XXXV
Quand on lit trop vite ou trop doucement on n'entend rien.
– Pascal
J'en vois beaucoup qui lisent sans savoir lire. Il y a peu de choses à dire sur ceux qui lisent trop doucement : ce sont ceux qui lisent sans enthousiasme aucun, qui voient davantage le labeur que le plaisir dans la lecture ; ils se forcent. Plus intéressant est le cas des lecteurs précipités, qui lisent un texte comme ils boivent un verre d'eau (alors qu'il faudrait lire comme on boit un bon vin) ; ils sont entièrement absorbés par un violent enthousiasme que je crois très peu naturel ; ils appartiennent à cette race d'homme, fiers d'être cultivés, qui, admirant, vénérant tout, n'aiment rien véritablement.
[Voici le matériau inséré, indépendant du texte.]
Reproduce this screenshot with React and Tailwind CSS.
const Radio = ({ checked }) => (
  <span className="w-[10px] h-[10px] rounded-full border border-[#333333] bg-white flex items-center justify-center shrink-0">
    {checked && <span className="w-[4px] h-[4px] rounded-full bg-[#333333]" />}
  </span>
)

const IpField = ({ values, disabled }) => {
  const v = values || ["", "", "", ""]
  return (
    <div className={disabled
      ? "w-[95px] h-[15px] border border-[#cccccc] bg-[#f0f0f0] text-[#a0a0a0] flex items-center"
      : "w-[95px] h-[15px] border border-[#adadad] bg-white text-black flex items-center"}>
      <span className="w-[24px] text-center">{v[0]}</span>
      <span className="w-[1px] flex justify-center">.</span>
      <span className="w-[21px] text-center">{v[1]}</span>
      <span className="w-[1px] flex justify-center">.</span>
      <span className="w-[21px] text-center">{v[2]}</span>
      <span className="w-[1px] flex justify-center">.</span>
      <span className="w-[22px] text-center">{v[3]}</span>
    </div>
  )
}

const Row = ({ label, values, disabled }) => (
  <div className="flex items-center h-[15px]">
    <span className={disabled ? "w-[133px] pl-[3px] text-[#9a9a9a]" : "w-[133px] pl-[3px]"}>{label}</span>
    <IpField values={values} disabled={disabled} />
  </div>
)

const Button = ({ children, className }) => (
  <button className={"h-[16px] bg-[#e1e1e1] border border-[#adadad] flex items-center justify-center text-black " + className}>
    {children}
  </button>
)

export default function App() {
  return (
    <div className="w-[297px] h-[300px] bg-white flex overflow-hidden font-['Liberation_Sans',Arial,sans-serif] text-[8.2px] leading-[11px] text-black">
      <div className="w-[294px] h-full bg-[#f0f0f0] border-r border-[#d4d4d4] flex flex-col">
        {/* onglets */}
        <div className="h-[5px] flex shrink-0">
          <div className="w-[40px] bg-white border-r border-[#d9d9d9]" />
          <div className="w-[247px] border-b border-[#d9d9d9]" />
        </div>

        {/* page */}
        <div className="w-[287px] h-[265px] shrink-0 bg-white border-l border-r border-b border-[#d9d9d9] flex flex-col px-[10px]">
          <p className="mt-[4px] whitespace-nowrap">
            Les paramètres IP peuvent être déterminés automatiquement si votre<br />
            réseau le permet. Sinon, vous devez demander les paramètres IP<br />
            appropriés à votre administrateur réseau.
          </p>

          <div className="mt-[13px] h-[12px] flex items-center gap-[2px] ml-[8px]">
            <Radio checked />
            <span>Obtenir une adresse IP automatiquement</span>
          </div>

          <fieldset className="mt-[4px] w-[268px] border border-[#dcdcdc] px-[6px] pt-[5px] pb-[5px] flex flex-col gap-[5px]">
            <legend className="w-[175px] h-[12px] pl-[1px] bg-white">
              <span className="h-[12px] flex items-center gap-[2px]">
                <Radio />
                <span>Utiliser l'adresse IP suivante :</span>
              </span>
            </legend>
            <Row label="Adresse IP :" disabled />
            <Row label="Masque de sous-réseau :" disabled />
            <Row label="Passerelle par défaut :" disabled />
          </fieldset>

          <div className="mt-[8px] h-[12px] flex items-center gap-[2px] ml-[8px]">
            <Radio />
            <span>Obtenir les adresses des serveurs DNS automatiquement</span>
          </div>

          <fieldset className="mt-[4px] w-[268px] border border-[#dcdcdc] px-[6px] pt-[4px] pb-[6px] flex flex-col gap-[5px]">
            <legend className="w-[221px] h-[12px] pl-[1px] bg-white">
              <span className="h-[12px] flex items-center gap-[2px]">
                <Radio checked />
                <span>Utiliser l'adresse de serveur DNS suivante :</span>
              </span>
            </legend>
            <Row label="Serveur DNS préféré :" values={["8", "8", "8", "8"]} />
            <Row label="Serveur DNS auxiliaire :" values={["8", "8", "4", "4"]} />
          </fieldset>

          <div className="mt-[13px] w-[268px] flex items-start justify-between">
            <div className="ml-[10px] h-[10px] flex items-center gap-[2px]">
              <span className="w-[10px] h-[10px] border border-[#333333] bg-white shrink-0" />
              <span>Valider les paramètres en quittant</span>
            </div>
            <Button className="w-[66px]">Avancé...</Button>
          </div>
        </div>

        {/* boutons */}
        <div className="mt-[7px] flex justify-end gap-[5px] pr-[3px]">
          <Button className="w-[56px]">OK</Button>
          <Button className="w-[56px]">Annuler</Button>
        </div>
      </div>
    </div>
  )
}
Ils lisent un livre parce qu'il doit être lu par un homme cultivé ; et ceux qui cherchent à lire pour devenir un homme cultivé, voyant l'immensité de la culture, sont pressés : il y a tant d'autres livres à connaître, et tant de livres originaux, peu connus ! Ces hommes là ne pourraient pas choisir des livres privilégiés : ils veulent tout, ou rien. La rumination leur apparaît comme une perte de temps, alors qu'elle est la vertu du bon lecteur. Certains livres méritent, parce qu'ils nous semblent moins importants que d'autres, une lecture plus rapide que d'autres ; soit ; mais Proust, Nietzsche, s'ils doivent être lus, compris, assimilés, ce ne peut qu'être qu'à travers une lecture attentionnée, répétée : la précipitation avec eux – et avec l'ensemble des grands auteurs – tue la force et charme de la lecture. On peut prétendre avoir lu tout le Monde comme Volonté et comme Représentation, l'avoir effectivement fait en lisant plus entre les lignes qu'en pénétrant dans les mots, et n'y avoir rien compris. On en voit beaucoup, de ces arrogants lecteurs, qui, lisant tout (et surtout les livres originaux), admirant tout, en savent assez pour faire le pédant en société, mais qui sont incapables d'entrer dans la profondeur de ces livres lus en diagonale ; ils se contentent de la surface, car seule la surface est nécessaire pour réussir, par exemple, à faire une dissertation scolaire et pseudo-conceptuelle, ou à flatter son ego en comptant le nombre de livres avidement lus. La vérité de la lecture sincère se trouve dans le rythme naturel, et dans la capacité à revenir sans cesse sur ce qu'on a lu et aimé.